Sabina is playing for Bashundara Kings, who have so far roped in 16 national players to form a formidable squad and there are seemingly no opponents to put up any challenge. After a five-match winning run, Bashundhara Kings looked on course to clinch the title in their debut appearance and captain Sabina said they were the team to beat in the league.
“You know Bashundhara Kings formed a strong squad by signing up the best players of the country as they want to become champions. It is true that other teams of the league are weak. But what we want is the continuation of the league, which resumed after a long gap. I hope the clubs that have been playing in the Bangladesh Premier League will take part in the Women’s League and it will become competitive from next season,” said Sabina.

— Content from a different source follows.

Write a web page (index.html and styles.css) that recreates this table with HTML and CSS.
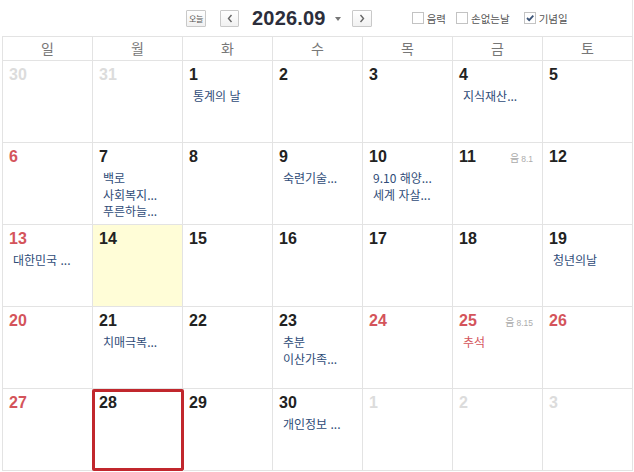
FILE: index.html
```html
<!DOCTYPE html>
<html lang="ko">
<head>
<meta charset="utf-8">
<title>2026.09</title>
<link rel="stylesheet" href="styles.css">
</head>
<body>
<div class="wrap">
  <div class="toolbar">
    <div class="nav">
      <button class="btn btn-today">오늘</button>
      <button class="btn btn-arrow prev"><svg width="6" height="9" viewBox="0 0 6 9"><path d="M4.5 1 L1.5 4.5 L4.5 8" fill="none" stroke="#666" stroke-width="1.4"/></svg></button>
      <span class="title">2026.09</span>
      <span class="caret"></span>
      <button class="btn btn-arrow next"><svg width="6" height="9" viewBox="0 0 6 9"><path d="M1.5 1 L4.5 4.5 L1.5 8" fill="none" stroke="#666" stroke-width="1.4"/></svg></button>
    </div>
    <div class="opts">
      <label class="opt"><span class="box"></span><span>음력</span></label>
      <label class="opt"><span class="box"></span><span>손없는날</span></label>
      <label class="opt"><span class="box checked"><svg width="10" height="10" viewBox="0 0 10 10"><path d="M2 5 L4.2 7.2 L8.3 2.6" fill="none" stroke="#3c5478" stroke-width="1.8"/></svg></span><span>기념일</span></label>
    </div>
  </div>
  <div class="cal">
    <div class="hd">일</div><div class="hd">월</div><div class="hd">화</div><div class="hd">수</div><div class="hd">목</div><div class="hd">금</div><div class="hd">토</div>

    <div class="cell other"><div class="top"><span class="num">30</span></div></div>
    <div class="cell other"><div class="top"><span class="num">31</span></div></div>
    <div class="cell"><div class="top"><span class="num">1</span></div><div class="ev">통계의 날</div></div>
    <div class="cell"><div class="top"><span class="num">2</span></div></div>
    <div class="cell"><div class="top"><span class="num">3</span></div></div>
    <div class="cell"><div class="top"><span class="num">4</span></div><div class="ev">지식재산...</div></div>
    <div class="cell"><div class="top"><span class="num">5</span></div></div>

    <div class="cell red"><div class="top"><span class="num">6</span></div></div>
    <div class="cell"><div class="top"><span class="num">7</span></div><div class="ev">백로</div><div class="ev">사회복지...</div><div class="ev">푸른하늘...</div></div>
    <div class="cell"><div class="top"><span class="num">8</span></div></div>
    <div class="cell"><div class="top"><span class="num">9</span></div><div class="ev">숙련기술...</div></div>
    <div class="cell"><div class="top"><span class="num">10</span></div><div class="ev">9.10 해양...</div><div class="ev">세계 자살...</div></div>
    <div class="cell"><div class="top"><span class="num">11</span><span class="lunar">음<small>8.1</small></span></div></div>
    <div class="cell"><div class="top"><span class="num">12</span></div></div>

    <div class="cell red"><div class="top"><span class="num">13</span></div><div class="ev">대한민국 ...</div></div>
    <div class="cell today"><div class="top"><span class="num">14</span></div></div>
    <div class="cell"><div class="top"><span class="num">15</span></div></div>
    <div class="cell"><div class="top"><span class="num">16</span></div></div>
    <div class="cell"><div class="top"><span class="num">17</span></div></div>
    <div class="cell"><div class="top"><span class="num">18</span></div></div>
    <div class="cell"><div class="top"><span class="num">19</span></div><div class="ev">청년의날</div></div>

    <div class="cell red"><div class="top"><span class="num">20</span></div></div>
    <div class="cell"><div class="top"><span class="num">21</span></div><div class="ev">치매극복...</div></div>
    <div class="cell"><div class="top"><span class="num">22</span></div></div>
    <div class="cell"><div class="top"><span class="num">23</span></div><div class="ev">추분</div><div class="ev">이산가족...</div></div>
    <div class="cell red"><div class="top"><span class="num">24</span></div></div>
    <div class="cell red"><div class="top"><span class="num">25</span><span class="lunar">음<small>8.15</small></span></div><div class="ev hol">추석</div></div>
    <div class="cell red"><div class="top"><span class="num">26</span></div></div>

    <div class="cell red"><div class="top"><span class="num">27</span></div></div>
    <div class="cell selected"><div class="top"><span class="num">28</span></div><span class="sel-box"></span></div>
    <div class="cell"><div class="top"><span class="num">29</span></div></div>
    <div class="cell"><div class="top"><span class="num">30</span></div><div class="ev">개인정보 ...</div></div>
    <div class="cell other"><div class="top"><span class="num">1</span></div></div>
    <div class="cell other"><div class="top"><span class="num">2</span></div></div>
    <div class="cell other"><div class="top"><span class="num">3</span></div></div>
  </div>
</div>
</body>
</html>
```
FILE: styles.css
```css
* { box-sizing: border-box; }
html, body { margin: 0; padding: 0; background: #fff; }
body {
  font-family: "Liberation Sans", "Noto Sans CJK KR", sans-serif;
  color: #222;
}
.wrap {
  margin-left: 2px;
  width: 631px;
}
.toolbar {
  height: 36px;
  display: flex;
  align-items: center;
  padding-left: 184px;
  border-right: 1px solid #e6e6e6;
}
.nav {
  display: flex;
  align-items: center;
}
.btn {
  margin: 0;
  padding: 0;
  height: 17px;
  border: 1px solid #c9c9c9;
  border-radius: 1px;
  background: linear-gradient(#fff, #f1f1f1);
  display: flex;
  align-items: center;
  justify-content: center;
  font-family: "Noto Sans CJK KR", sans-serif;
  color: #555;
}
.btn-today {
  width: 20px;
  font-size: 8px;
  letter-spacing: -0.4px;
  margin-right: 14px;
}
.btn-arrow { width: 19px; }
.title {
  margin-left: 13px;
  font-family: "Liberation Sans", sans-serif;
  font-weight: bold;
  font-size: 20px;
  line-height: 20px;
  color: #2c2e3b;
  letter-spacing: 0.2px;
}
.caret {
  margin-left: 9px;
  width: 0;
  height: 0;
  border-left: 3.5px solid transparent;
  border-right: 3.5px solid transparent;
  border-top: 4px solid #777;
  margin-top: 1px;
}
.next { margin-left: 11px; width: 20px; }
.opts {
  display: flex;
  align-items: center;
  margin-left: 40px;
  gap: 10px;
}
.opt {
  display: flex;
  align-items: center;
  gap: 3px;
  font-family: "Noto Sans CJK KR", sans-serif;
  font-size: 10.5px;
  color: #555;
}
.opt:last-child { margin-left: 4px; }
.box {
  width: 12px;
  height: 12px;
  border: 1px solid #c3c3c3;
  background: #fff;
  display: flex;
  align-items: center;
  justify-content: center;
}
.cal {
  display: grid;
  grid-template-columns: repeat(7, 90px);
  grid-template-rows: 24px repeat(5, 82px);
  border-left: 1px solid #e3e3e3;
  border-top: 1px solid #e3e3e3;
}
.hd {
  border-right: 1px solid #e3e3e3;
  border-bottom: 1px solid #e3e3e3;
  text-align: center;
  font-family: "Noto Sans CJK KR", sans-serif;
  font-size: 14px;
  line-height: 22px;
  color: #777;
}
.cell {
  position: relative;
  border-right: 1px solid #e3e3e3;
  border-bottom: 1px solid #e3e3e3;
  padding: 4px 9px 0 6px;
}
.top {
  display: flex;
  align-items: center;
  justify-content: space-between;
  height: 20px;
  margin-bottom: 3px;
}
.num {
  font-family: "Liberation Sans", sans-serif;
  font-weight: bold;
  font-size: 16px;
  line-height: 20px;
  color: #222;
}
.red .num { color: #d4545b; }
.other .num { color: #dcdcdc; }
.today { background: #fffdd7; }
.lunar {
  font-family: "Noto Sans CJK KR", sans-serif;
  font-size: 10px;
  color: #acacac;
  margin-top: 1px;
}
.lunar small {
  font-family: "Liberation Sans", sans-serif;
  font-size: 8.5px;
  margin-left: 2px;
}
.ev {
  margin-left: 4px;
  font-family: "Noto Sans CJK KR", sans-serif;
  font-size: 12px;
  line-height: 16.5px;
  color: #2f4c78;
  white-space: nowrap;
}
.ev.hol { color: #d4545b; }
.sel-box {
  position: absolute;
  left: -1px;
  top: 0;
  width: 92px;
  height: 82px;
  border: 3px solid #c1272d;
  border-radius: 2px;
}
```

“No doubt, the revival of the women’s league is helping the national players financially because Bashundhara Kings paid handsome money to the players. Besides, Bashundhara players have been accommodated in a good environment with good facilities, including training and standard food. It is good to see that some national players are benefiting financially through the women’s league,” said Sabina, who was reportedly paid Tk 5 lakh for the season.
The 26-year-old footballer believes that they have been training less as part of Bashundhara Kings than they did when they were part of the national team, but the training is sufficient to produce good results at the club level.
“The training is not like the national team but we have been training as much as we need at the club level and I think it is good enough for us,” said Sabina.
“There are many known and unknown players in the squads of the opponents, but both types came to me during the match for my blessing. They are not yet matured enough, so they did not ask for football tips, but I felt their excitement after watching us,” said a smiling Sabina, who is the face of Bangladesh women’s football as she has also played domestic competitions in India and Maldives.